### Task to carry out
Reproduce all the entries precisely.
-- begin Material provided --
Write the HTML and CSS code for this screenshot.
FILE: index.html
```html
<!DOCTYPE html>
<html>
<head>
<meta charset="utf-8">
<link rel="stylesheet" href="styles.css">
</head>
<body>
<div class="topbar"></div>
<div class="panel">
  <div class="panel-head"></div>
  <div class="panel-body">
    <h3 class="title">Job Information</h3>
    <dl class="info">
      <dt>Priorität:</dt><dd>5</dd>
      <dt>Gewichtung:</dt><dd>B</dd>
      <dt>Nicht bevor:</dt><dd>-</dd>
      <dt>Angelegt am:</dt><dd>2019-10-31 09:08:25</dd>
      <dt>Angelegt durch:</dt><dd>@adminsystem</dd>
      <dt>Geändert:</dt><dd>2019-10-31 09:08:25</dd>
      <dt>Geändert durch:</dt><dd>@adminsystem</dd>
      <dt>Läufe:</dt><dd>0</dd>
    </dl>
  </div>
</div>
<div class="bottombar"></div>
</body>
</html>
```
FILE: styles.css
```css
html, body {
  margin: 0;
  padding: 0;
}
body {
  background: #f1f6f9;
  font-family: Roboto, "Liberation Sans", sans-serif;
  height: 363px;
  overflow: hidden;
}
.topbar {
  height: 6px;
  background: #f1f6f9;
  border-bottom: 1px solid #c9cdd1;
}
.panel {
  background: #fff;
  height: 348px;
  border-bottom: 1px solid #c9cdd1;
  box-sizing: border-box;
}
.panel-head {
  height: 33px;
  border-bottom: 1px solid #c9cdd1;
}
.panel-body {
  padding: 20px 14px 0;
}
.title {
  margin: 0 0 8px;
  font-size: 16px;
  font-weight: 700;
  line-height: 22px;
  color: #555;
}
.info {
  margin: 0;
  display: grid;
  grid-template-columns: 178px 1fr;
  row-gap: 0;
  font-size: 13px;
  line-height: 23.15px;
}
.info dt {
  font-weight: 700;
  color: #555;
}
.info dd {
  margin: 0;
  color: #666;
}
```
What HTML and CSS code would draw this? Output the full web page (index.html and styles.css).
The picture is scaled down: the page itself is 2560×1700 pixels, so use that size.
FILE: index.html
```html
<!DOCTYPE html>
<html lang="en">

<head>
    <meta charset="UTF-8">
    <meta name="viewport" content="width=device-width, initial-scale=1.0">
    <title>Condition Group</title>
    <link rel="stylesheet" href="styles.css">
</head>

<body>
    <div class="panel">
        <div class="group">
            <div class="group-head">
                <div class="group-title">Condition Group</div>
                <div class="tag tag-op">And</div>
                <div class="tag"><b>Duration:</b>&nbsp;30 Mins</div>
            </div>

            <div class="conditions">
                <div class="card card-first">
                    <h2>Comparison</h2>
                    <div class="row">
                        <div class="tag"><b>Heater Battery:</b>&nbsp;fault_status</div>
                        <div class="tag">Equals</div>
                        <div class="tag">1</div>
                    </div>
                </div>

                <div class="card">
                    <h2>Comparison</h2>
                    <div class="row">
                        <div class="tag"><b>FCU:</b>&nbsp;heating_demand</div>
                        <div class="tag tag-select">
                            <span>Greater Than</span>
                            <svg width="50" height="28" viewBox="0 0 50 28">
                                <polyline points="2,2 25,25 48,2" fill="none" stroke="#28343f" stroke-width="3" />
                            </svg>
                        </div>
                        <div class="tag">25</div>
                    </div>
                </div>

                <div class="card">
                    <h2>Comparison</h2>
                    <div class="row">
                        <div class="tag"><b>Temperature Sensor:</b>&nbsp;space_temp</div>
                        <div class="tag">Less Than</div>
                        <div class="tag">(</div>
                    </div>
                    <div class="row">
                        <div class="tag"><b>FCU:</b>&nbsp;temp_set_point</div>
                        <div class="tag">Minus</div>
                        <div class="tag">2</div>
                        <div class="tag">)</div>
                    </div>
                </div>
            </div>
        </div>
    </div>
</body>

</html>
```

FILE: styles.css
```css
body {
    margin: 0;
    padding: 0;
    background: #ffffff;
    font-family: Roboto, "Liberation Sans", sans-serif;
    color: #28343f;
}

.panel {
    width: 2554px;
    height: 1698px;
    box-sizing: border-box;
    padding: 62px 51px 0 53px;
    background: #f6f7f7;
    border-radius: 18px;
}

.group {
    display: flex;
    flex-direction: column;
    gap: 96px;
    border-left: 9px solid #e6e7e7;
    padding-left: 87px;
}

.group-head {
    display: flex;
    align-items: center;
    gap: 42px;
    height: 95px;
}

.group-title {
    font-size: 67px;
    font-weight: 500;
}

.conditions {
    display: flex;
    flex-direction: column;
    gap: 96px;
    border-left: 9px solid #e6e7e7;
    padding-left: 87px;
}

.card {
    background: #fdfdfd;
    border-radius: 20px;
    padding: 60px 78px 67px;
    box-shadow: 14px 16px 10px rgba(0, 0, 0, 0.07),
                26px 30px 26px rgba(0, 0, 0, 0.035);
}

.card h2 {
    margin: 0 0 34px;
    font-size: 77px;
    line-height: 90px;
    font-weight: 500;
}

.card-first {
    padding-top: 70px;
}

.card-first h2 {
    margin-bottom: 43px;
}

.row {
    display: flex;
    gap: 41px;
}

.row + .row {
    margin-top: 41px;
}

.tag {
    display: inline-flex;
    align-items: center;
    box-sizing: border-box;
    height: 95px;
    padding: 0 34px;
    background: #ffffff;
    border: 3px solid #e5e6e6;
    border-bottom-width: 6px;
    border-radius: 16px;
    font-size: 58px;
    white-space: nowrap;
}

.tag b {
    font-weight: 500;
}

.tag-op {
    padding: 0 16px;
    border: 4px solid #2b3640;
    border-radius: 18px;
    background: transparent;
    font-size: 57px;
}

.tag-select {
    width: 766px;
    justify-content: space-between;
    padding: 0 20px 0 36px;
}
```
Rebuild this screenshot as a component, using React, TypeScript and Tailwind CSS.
-- end Material provided --
### Written reply
Write the HTML and CSS code for this screenshot.
FILE: index.html
```html
<!DOCTYPE html>
<html>
<head>
<meta charset="utf-8">
<link rel="stylesheet" href="styles.css">
</head>
<body>
<div class="topbar"></div>
<div class="panel">
  <div class="panel-head"></div>
  <div class="panel-body">
    <h3 class="title">Job Information</h3>
    <dl class="info">
      <dt>Priorität:</dt><dd>5</dd>
      <dt>Gewichtung:</dt><dd>B</dd>
      <dt>Nicht bevor:</dt><dd>-</dd>
      <dt>Angelegt am:</dt><dd>2019-10-31 09:08:25</dd>
      <dt>Angelegt durch:</dt><dd>@adminsystem</dd>
      <dt>Geändert:</dt><dd>2019-10-31 09:08:25</dd>
      <dt>Geändert durch:</dt><dd>@adminsystem</dd>
      <dt>Läufe:</dt><dd>0</dd>
    </dl>
  </div>
</div>
<div class="bottombar"></div>
</body>
</html>
```
FILE: styles.css
```css
html, body {
  margin: 0;
  padding: 0;
}
body {
  background: #f1f6f9;
  font-family: Roboto, "Liberation Sans", sans-serif;
  height: 363px;
  overflow: hidden;
}
.topbar {
  height: 6px;
  background: #f1f6f9;
  border-bottom: 1px solid #c9cdd1;
}
.panel {
  background: #fff;
  height: 348px;
  border-bottom: 1px solid #c9cdd1;
  box-sizing: border-box;
}
.panel-head {
  height: 33px;
  border-bottom: 1px solid #c9cdd1;
}
.panel-body {
  padding: 20px 14px 0;
}
.title {
  margin: 0 0 8px;
  font-size: 16px;
  font-weight: 700;
  line-height: 22px;
  color: #555;
}
.info {
  margin: 0;
  display: grid;
  grid-template-columns: 178px 1fr;
  row-gap: 0;
  font-size: 13px;
  line-height: 23.15px;
}
.info dt {
  font-weight: 700;
  color: #555;
}
.info dd {
  margin: 0;
  color: #666;
}
```
What HTML and CSS code would draw this? Output the full web page (index.html and styles.css).
The picture is scaled down: the page itself is 2560×1700 pixels, so use that size.
FILE: index.html
```html
<!DOCTYPE html>
<html lang="en">

<head>
    <meta charset="UTF-8">
    <meta name="viewport" content="width=device-width, initial-scale=1.0">
    <title>Condition Group</title>
    <link rel="stylesheet" href="styles.css">
</head>

<body>
    <div class="panel">
        <div class="group">
            <div class="group-head">
                <div class="group-title">Condition Group</div>
                <div class="tag tag-op">And</div>
                <div class="tag"><b>Duration:</b>&nbsp;30 Mins</div>
            </div>

            <div class="conditions">
                <div class="card card-first">
                    <h2>Comparison</h2>
                    <div class="row">
                        <div class="tag"><b>Heater Battery:</b>&nbsp;fault_status</div>
                        <div class="tag">Equals</div>
                        <div class="tag">1</div>
                    </div>
                </div>

                <div class="card">
                    <h2>Comparison</h2>
                    <div class="row">
                        <div class="tag"><b>FCU:</b>&nbsp;heating_demand</div>
                        <div class="tag tag-select">
                            <span>Greater Than</span>
                            <svg width="50" height="28" viewBox="0 0 50 28">
                                <polyline points="2,2 25,25 48,2" fill="none" stroke="#28343f" stroke-width="3" />
                            </svg>
                        </div>
                        <div class="tag">25</div>
                    </div>
                </div>

                <div class="card">
                    <h2>Comparison</h2>
                    <div class="row">
                        <div class="tag"><b>Temperature Sensor:</b>&nbsp;space_temp</div>
                        <div class="tag">Less Than</div>
                        <div class="tag">(</div>
                    </div>
                    <div class="row">
                        <div class="tag"><b>FCU:</b>&nbsp;temp_set_point</div>
                        <div class="tag">Minus</div>
                        <div class="tag">2</div>
                        <div class="tag">)</div>
                    </div>
                </div>
            </div>
        </div>
    </div>
</body>

</html>
```

FILE: styles.css
```css
body {
    margin: 0;
    padding: 0;
    background: #ffffff;
    font-family: Roboto, "Liberation Sans", sans-serif;
    color: #28343f;
}

.panel {
    width: 2554px;
    height: 1698px;
    box-sizing: border-box;
    padding: 62px 51px 0 53px;
    background: #f6f7f7;
    border-radius: 18px;
}

.group {
    display: flex;
    flex-direction: column;
    gap: 96px;
    border-left: 9px solid #e6e7e7;
    padding-left: 87px;
}

.group-head {
    display: flex;
    align-items: center;
    gap: 42px;
    height: 95px;
}

.group-title {
    font-size: 67px;
    font-weight: 500;
}

.conditions {
    display: flex;
    flex-direction: column;
    gap: 96px;
    border-left: 9px solid #e6e7e7;
    padding-left: 87px;
}

.card {
    background: #fdfdfd;
    border-radius: 20px;
    padding: 60px 78px 67px;
    box-shadow: 14px 16px 10px rgba(0, 0, 0, 0.07),
                26px 30px 26px rgba(0, 0, 0, 0.035);
}

.card h2 {
    margin: 0 0 34px;
    font-size: 77px;
    line-height: 90px;
    font-weight: 500;
}

.card-first {
    padding-top: 70px;
}

.card-first h2 {
    margin-bottom: 43px;
}

.row {
    display: flex;
    gap: 41px;
}

.row + .row {
    margin-top: 41px;
}

.tag {
    display: inline-flex;
    align-items: center;
    box-sizing: border-box;
    height: 95px;
    padding: 0 34px;
    background: #ffffff;
    border: 3px solid #e5e6e6;
    border-bottom-width: 6px;
    border-radius: 16px;
    font-size: 58px;
    white-space: nowrap;
}

.tag b {
    font-weight: 500;
}

.tag-op {
    padding: 0 16px;
    border: 4px solid #2b3640;
    border-radius: 18px;
    background: transparent;
    font-size: 57px;
}

.tag-select {
    width: 766px;
    justify-content: space-between;
    padding: 0 20px 0 36px;
}
```
Rebuild this screenshot as a component, using React, TypeScript and Tailwind CSS.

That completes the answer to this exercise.